While I do believe "Football Widows" are still winning the springtime war, the Internet and cable television ensure that they cannot completely escape the NFL experience. Even still, I believe that the NFL schedule is sweetly coordinated to end a few weeks before Valentines Day as a social consideration for the health of marriages everywhere.

Few other sports in our culture have the radical, all-consuming feeling of an NFL season. With pre-game shows starting on Sunday and post-game ending sometime on Tuesday, one cannot escape the flood of pigskin paparazzi.

March Madness compares pretty favorably to the NFL, but college basketball fans can generally be coaxed into interacting with their families despite it. As long as they catch the last four minutes of the game, or the late edition of Sportscenter, they're fine.

Baseball, NASCAR, hockey and professional bowling are repetitive enough to lose out on some of the must-see classification we bestow upon football. How do you muster the necessary hatred to make a rival game special if you have to muster it 20 times a year?

This year I've been so hard up for football that I sat down to watch the combine. The combine is a series of tests for selected college invitees, like the 40-yard dash, the vertical jump and the bench press. Along with a host of additional drills, those tests place the athletes under a microscope of athletic and mental prowess.

And boy is it a thorough inspection. I really appreciate the world of constant sports reporting. I love that they televised portions of the combine drills. I was especially fascinated with the 40-yard dash. Some of the players wore skimpy white shorts in order to make themselves as aerodynamic as possible, making the whole surreal run look like a scene from "Baywatch."

Draft Day coverage has gotten progressively more entertaining with each passing year. With the presumed top draftees sequestered in a private room, it now has the Hollywood feel of "American Idol" merged with "The Price is Right." As each draft pick is called to the stage, the audience roars its' opinion and family members begin the someone-is-getting-a-new-house dance. This is the day we dare to dream of a Super Bowl-sealing deal or steal of the century. The day's results become the trigger for bandwagon jumping and armchair quarterbacking.

It is also the day we're bombarded with every fact and piece of minutiae they can dig up about draftees. Besides their sports and college careers, we'll learn who their families are, where they're from and what kind of cereal they ate for breakfast. Some stories will be so poignant they'll pull at our heartstrings and we'll instantly fall into adoration. Prospective rookies will be declared the next great superstar and savior of the team until they crash in training camp, never even making the final roster.

Ultimately, all these storylines whet my appetite for the start of the season. I have every intention of making the trek to Wisconsin to gawk with bright eyes and childish glee at my favorite Chiefs as they sweat in training camp. I can think of few things more wholesome than a painful exhibition of skill, violence and endurance. Placing that exhibition inside the sleepy little town of River Falls on a sweet college campus only adds to the experience.
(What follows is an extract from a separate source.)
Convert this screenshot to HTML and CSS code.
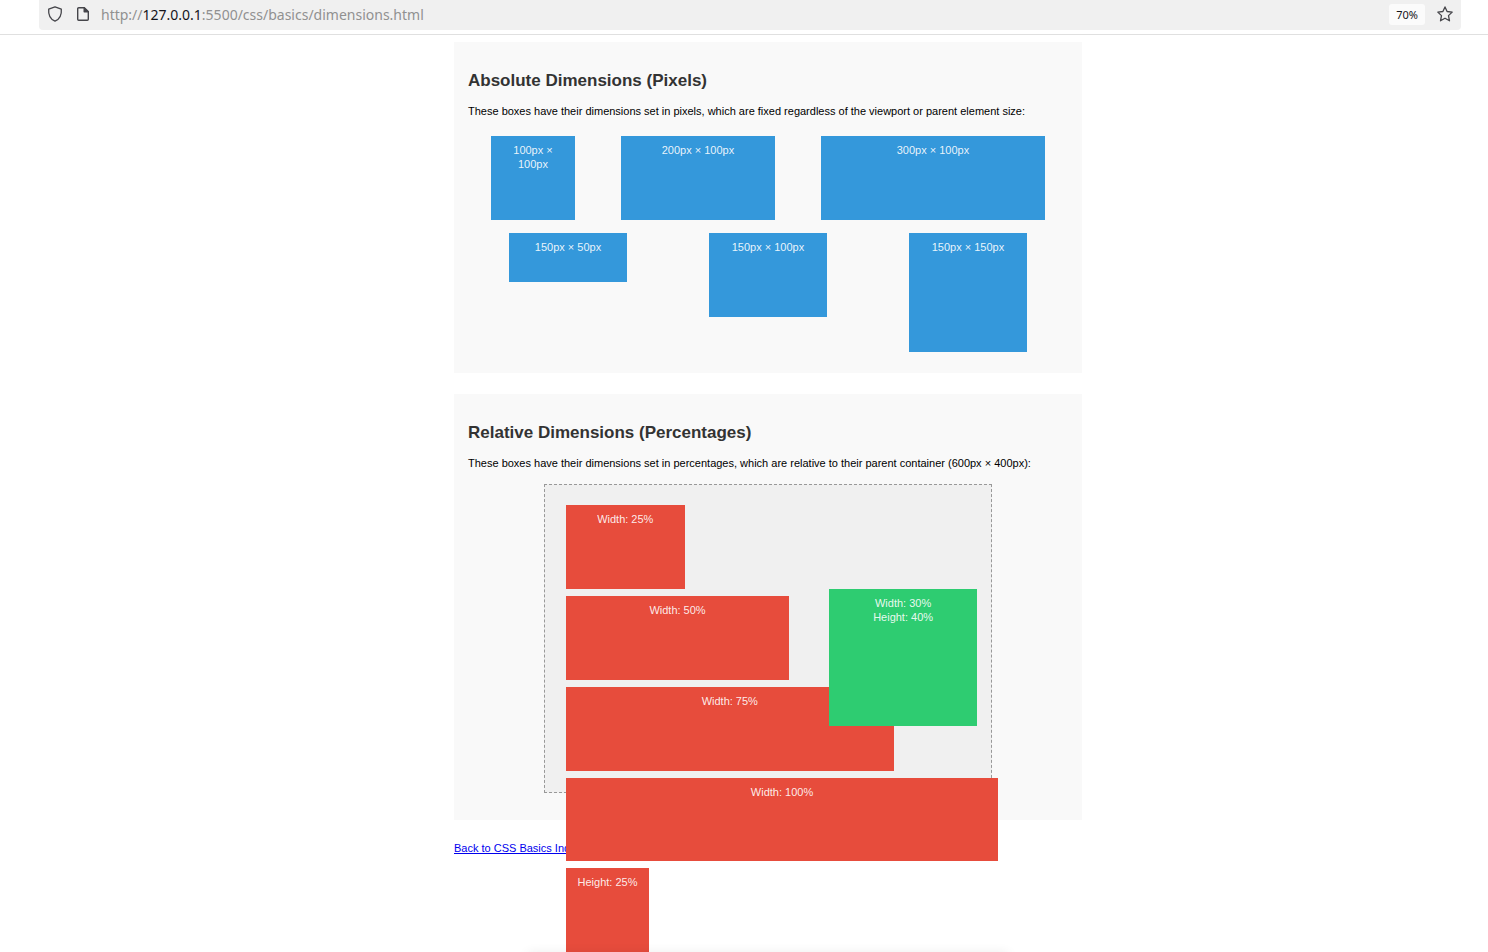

I will strive to enjoy every moment of my trip. The youth of my children provides me with a few more free summers. Although not demanded, it would be nice if my following summers were spent strapping on flag football belts and milling around on little league fields. This sentiment is not overly appreciated by Megan Hoyle of Chandler, Arizona. Besides holding the dubious honor of being my friend, Hoyle is a dedicated wife and a mother of three.

As I gushed over the possibility of someday filling the off-season by joining a caravan of Americana-oozing soccer moms, I dared to ask what Hoyle was doing during "her" off-season.

"Karen, between softball games, baseball games and Mark's basketball, I think I've made the same seven-layer bean dip every weekend for the past seven months," she said. "Let me know when my off-season starts."

I bet she'd be having a lot more fun if her 13-year old daughter playing third base was allowed to blitz the batter.